New Tricks: Series 4
With its fifth run recently broadcast on BBC One and a sixth series in production, New Tricks is rapidly becoming one of those massively popular primetime staples that almost inexplicably run on for years to relentless success.
Amanda Redman plays Superintendent Sandra Pullman, a bolshy but brave cop who regularly drafts in three retired male detectives, played by Dennis Waterman, Alun Armstrong and James Bolam, to reinvestigate unsolved cases; mostly murders. Though not in the slightest bit fashionable (and, refreshingly, its makers don’t seem to care), the key to New Tricks’ success is in its consistently strong casting. The four leads are all talented veterans with a natural chemistry that other crime dramas would kill for (pardon the pun).
The tone veers between comedy, tension and outright tragedy deftly as a huge number of long-in-the-tooth but still sprightly big names and lesser names (with faces you’ve seen before a million times) flesh out the sometimes flimsy plotting expertly. This series sees the likes of Oxo mum Lynda Bellingham, Mrs Morse Sheila Hancock and Inspector Wexford himself, George Baker, pop up; all memorable guest appearances that threaten to upstage the regulars.

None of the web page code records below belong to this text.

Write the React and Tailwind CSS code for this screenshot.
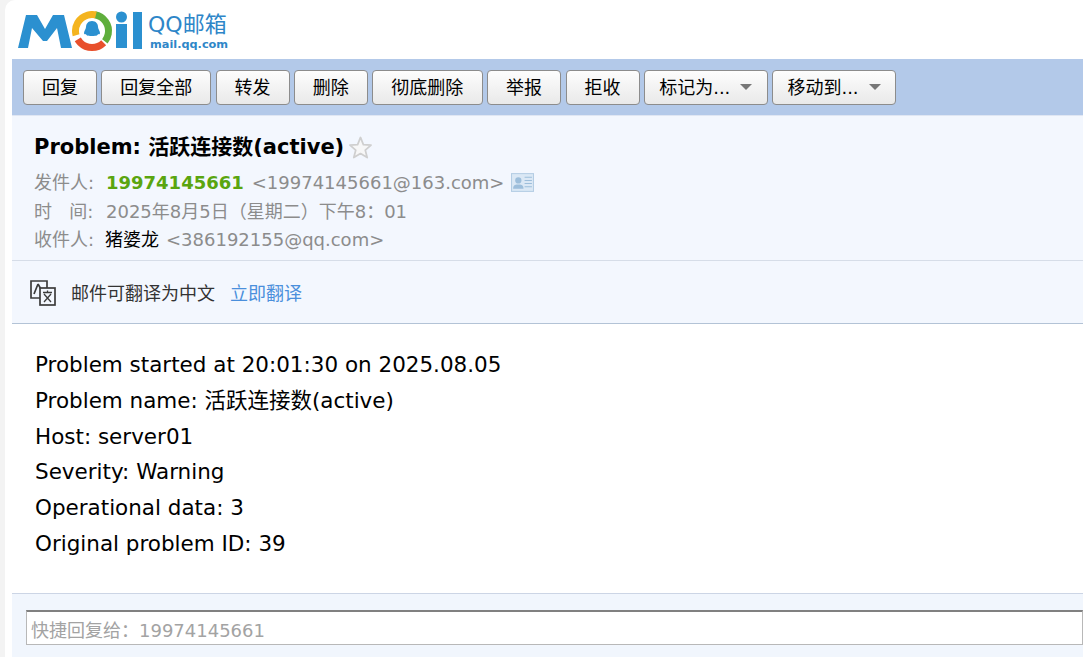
import React from "react"

const FONT = { fontFamily: '"DejaVu Sans", "Noto Sans CJK SC", sans-serif' }

function Btn({ label, w, menu }) {
  return (
    <button
      className="h-[35px] shrink-0 rounded-[4px] border border-[#8c8c8c] bg-gradient-to-b from-[#fdfdfd] to-[#e9e9e9] flex items-center justify-center text-[18px] text-black"
      style={{ width: w }}
    >
      <span>{label}</span>
      {menu && <span className="ml-[10px] w-0 h-0 border-x-[6px] border-x-transparent border-t-[6px] border-t-[#777]" />}
    </button>
  )
}

function Logo() {
  return (
    <div className="flex items-start h-[59px] pl-[12px] pt-[11px]">
      <svg width="126" height="40" viewBox="0 0 126 40">
        <path d="M1 37 L9 4 H20 L28 18 L36 4 H47 L55 37 H44 L40 17 L30 30 H26 L15 17 L11 37 Z" fill="#2b90d0" />
        <circle cx="75" cy="20" r="16.5" fill="none" stroke="#5fae3c" strokeWidth="7" strokeDasharray="34 70" transform="rotate(-80 75 20)" />
        <circle cx="75" cy="20" r="16.5" fill="none" stroke="#f4b41f" strokeWidth="7" strokeDasharray="34 70" transform="rotate(165 75 20)" />
        <circle cx="75" cy="20" r="16.5" fill="none" stroke="#e8502c" strokeWidth="7" strokeDasharray="30 74" transform="rotate(45 75 20)" />
        <path d="M75 10 c4 0 6 3 6 6 c0 2 2 4 2 6 c0 2-2 1-2 1 c0 1-1 2-6 2 s-6-1-6-2 c0 0-2 1-2-1 c0-2 2-4 2-6 c0-3 2-6 6-6z" fill="#2b90d0" />
        <rect x="99" y="13" width="11" height="24" fill="#2b90d0" />
        <circle cx="104.5" cy="6" r="5.5" fill="#2b90d0" />
        <rect x="116" y="1" width="9" height="37" fill="#2b90d0" />
      </svg>
      <div className="ml-[5px] mt-[2px] text-[#2e86c8]">
        <div className="text-[22px] leading-[24px]">QQ邮箱</div>
        <div className="mt-[1px] pl-[2px] text-[11.3px] leading-[13px] font-bold">mail.qq.com</div>
      </div>
    </div>
  )
}

export default function App() {
  const actions = [
    ["回复", 74], ["回复全部", 110], ["转发", 74], ["删除", 74], ["彻底删除", 110.5],
    ["举报", 74.5], ["拒收", 74],
  ]

  return (
    <div className="w-[1083px] h-[657px] overflow-hidden bg-[#f3f3f3] pl-[5px]" style={FONT}>
      <div className="h-full bg-white rounded-tl-[10px]">
        <Logo />
        <div className="ml-[7px]">
          <div className="h-[57px] bg-[#b3c9e9] flex items-center gap-[4.25px] pl-[11px] border-b border-[#dfe6f3]">
            {actions.map(([label, w]) => <Btn key={label} label={label} w={w} />)}
            <Btn label="标记为..." w={124} menu />
            <Btn label="移动到..." w={124} menu />
          </div>

          <div className="h-[145px] bg-[#f3f7fe] pl-[22px] pt-[17px] border-b border-[#d6dde8]">
            <div className="flex items-center h-[30px] text-[21px] font-bold text-black">
              Problem: 活跃连接数(active)
              <svg className="ml-[5px] -mt-[1px]" width="23" height="23" viewBox="0 0 24 24">
                <path d="M12 1.5 L15 9 L23 9.5 L17 14.8 L19 22.5 L12 18.3 L5 22.5 L7 14.8 L1 9.5 L9 9 Z" fill="#f7f7f7" stroke="#cfcfcf" strokeWidth="1.8" strokeLinejoin="round" />
              </svg>
            </div>
            <div className="mt-[5px] flex items-center h-[29px] text-[18px] text-[#8c8c8c]">
              <span className="w-[72px]">发件人:</span>
              <span className="font-bold text-[#5aa50f]">19974145661</span>
              <span className="ml-[8px]">&lt;19974145661@163.com&gt;</span>
              <svg className="ml-[7px]" width="23" height="19" viewBox="0 0 22 18">
                <rect x="0.5" y="0.5" width="21" height="17" fill="#dbe8f5" stroke="#b4cde4" />
                <circle cx="7" cy="7" r="3" fill="#9dbedb" />
                <path d="M2 15 c0-4 3-4 5-4 s5 0 5 4z" fill="#9dbedb" />
                <path d="M13 4h7M13 7h7M13 10h7M13 13h7" stroke="#9dbedb" />
              </svg>
            </div>
            <div className="flex items-center h-[29px] text-[18px] text-[#8c8c8c]">
              <span className="w-[72px] whitespace-pre">时{"   "}间:</span>
              <span>2025年8月5日（星期二）下午8：01</span>
            </div>
            <div className="flex items-center h-[27px] text-[18px] text-[#8c8c8c]">
              <span className="w-[71px]">收件人:</span>
              <span className="text-black">猪婆龙</span>
              <span className="ml-[7px]">&lt;386192155@qq.com&gt;</span>
            </div>
          </div>

          <div className="h-[63px] bg-[#f3f7fe] flex items-center pl-[18px] pt-[2px] border-b border-[#b3c3d6] text-[18px]">
            <svg width="26" height="26" viewBox="0 0 26 26" fill="none" stroke="#3c3c3c" strokeWidth="1.7">
              <path d="M10 18 H1 V1 H17 V8" />
              <path d="M8 4 L4 14 M8 4 L12 11" />
              <rect x="10" y="8" width="15" height="17" fill="#f3f7fe" />
              <path d="M13 12.5 H22 M17.5 10.5 V12.5 M14 22 L21 14 M14 14 L21 22" strokeWidth="1.3" />
            </svg>
            <span className="ml-[15px] text-[#333]">邮件可翻译为中文</span>
            <span className="ml-[15px] text-[#4a8fdc]">立即翻译</span>
          </div>

          <div className="h-[270px] bg-white pl-[23px] pt-[23px] border-b border-[#ccd5e5] text-[21.47px] leading-[35.8px] text-black">
            <div>Problem started at 20:01:30 on 2025.08.05</div>
            <div>Problem name: 活跃连接数(active)</div>
            <div>Host: server01</div>
            <div>Severity: Warning</div>
            <div>Operational data: 3</div>
            <div>Original problem ID: 39</div>
          </div>

          <div className="h-[70px] bg-[#f1f6fd] pl-[14px] pt-[16px]">
            <div className="h-[35px] bg-white border border-[#b8b8b8] border-t-2 border-t-[#808080] flex items-center pl-[4px] pt-[5px] text-[18px] text-[#a3a3a3]">
              快捷回复给：19974145661
            </div>
          </div>
        </div>
      </div>
    </div>
  )
}
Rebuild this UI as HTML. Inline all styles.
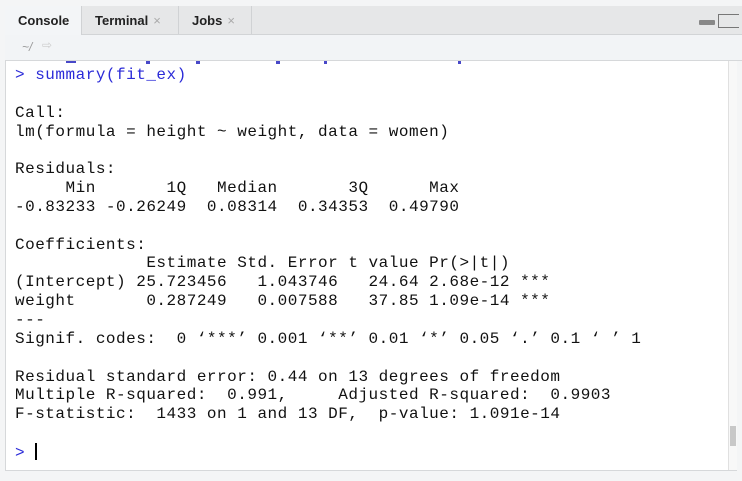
<!DOCTYPE html>
<html><head><style>
body{margin:0;width:742px;height:481px;background:#f4f5f6;position:relative;overflow:hidden;font-family:"Liberation Sans",sans-serif}
.tabs{position:absolute;left:5px;top:6px;width:737px;height:28px;background:#e6e7e8;border-bottom:1px solid #d2d4d6}
.tab{position:absolute;top:0;height:28px;line-height:29px;font-size:13px;font-weight:bold;color:#222;padding-left:13px;box-sizing:border-box;border-right:1px solid #d0d2d4}
.tab .x{color:#aaa;font-weight:normal;font-size:13px;margin-left:5px}
.tool{position:absolute;left:5px;top:35px;width:737px;height:25px;background:#f2f4f6;border-bottom:1px solid #d6d8da}
.con{position:absolute;left:5px;top:61px;width:731px;height:409px;background:#fff;border-left:1px solid #d6d8da;border-bottom:1px solid #d6d8da}
pre{position:absolute;left:9px;top:5px;margin:0;font-family:"Liberation Mono",monospace;font-size:16px;letter-spacing:0.5px;line-height:18.85px;color:#111}
.b{color:#2b2bd8}
.sb{position:absolute;left:728px;top:61px;width:8px;height:409px;background:#f8f8f8;border-left:1px solid #e0e0e0}
.m{position:absolute;top:0;height:2px;background:#4848c8}
</style></head><body>
<div class="tabs">
<div class="tab" style="left:0;width:77px;background:#f3f5f7;height:29px">Console</div>
<div class="tab" style="left:77px;width:97px">Terminal<span class="x">×</span></div>
<div class="tab" style="left:174px;width:73px">Jobs<span class="x">×</span></div>
<div style="position:absolute;left:694px;top:14px;width:16px;height:5px;background:#888;border-radius:1px"></div>
<div style="position:absolute;left:713px;top:8px;width:20px;height:12px;border:1.5px solid #777;border-right:none"></div>
</div>
<div class="tool"><span style="position:absolute;left:17px;top:5px;font-size:12px;color:#999;font-style:italic">~/</span><span style="position:absolute;left:37px;top:3px;font-size:12px;color:#ccc">⇨</span></div>
<div class="con">
<div class="m" style="left:60px;width:10px"></div>
<div class="m" style="left:140px;width:4px;height:3px"></div>
<div class="m" style="left:190px;width:4px;height:3px"></div>
<div class="m" style="left:270px;width:4px;height:3px"></div>
<div class="m" style="left:318px;width:3px;height:3px"></div>
<div class="m" style="left:452px;width:3px;height:3px"></div>
<pre><span class="b">&gt; summary(fit_ex)</span>

Call:
lm(formula = height ~ weight, data = women)

Residuals:
     Min       1Q   Median       3Q      Max 
-0.83233 -0.26249  0.08314  0.34353  0.49790 

Coefficients:
             Estimate Std. Error t value Pr(&gt;|t|)    
(Intercept) 25.723456   1.043746   24.64 2.68e-12 ***
weight       0.287249   0.007588   37.85 1.09e-14 ***
---
Signif. codes:  0 ‘***’ 0.001 ‘**’ 0.01 ‘*’ 0.05 ‘.’ 0.1 ‘ ’ 1

Residual standard error: 0.44 on 13 degrees of freedom
Multiple R-squared:  0.991,	Adjusted R-squared:  0.9903 
F-statistic:  1433 on 1 and 13 DF,  p-value: 1.091e-14

<span class="b">&gt; </span><span style="display:inline-block;width:2px;height:17px;background:#000;vertical-align:-3px"></span></pre>
</div>
<div class="sb"><div style="position:absolute;left:1px;top:365px;width:6px;height:20px;background:#c8c8c8"></div></div>
</body></html>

This could all be too cosy, and likely to make the viewer nod off into their cocoa, but wisely each episode has a modern, darker edge to it than many of the show’s peers. Gritty, controversial subject matter such as paedophilia and euthanasia is touched upon and blended skilfully with traditional issues surrounding growing old: being widowed, mid-life crises, elderly parents living in care homes. This all works splendidly together to make a simultaneously familiar and unique jaunt for the oldies to be proud of.
Extras: Cast biographies.
Released on DVD on 1st September 2008 by Acorn Media.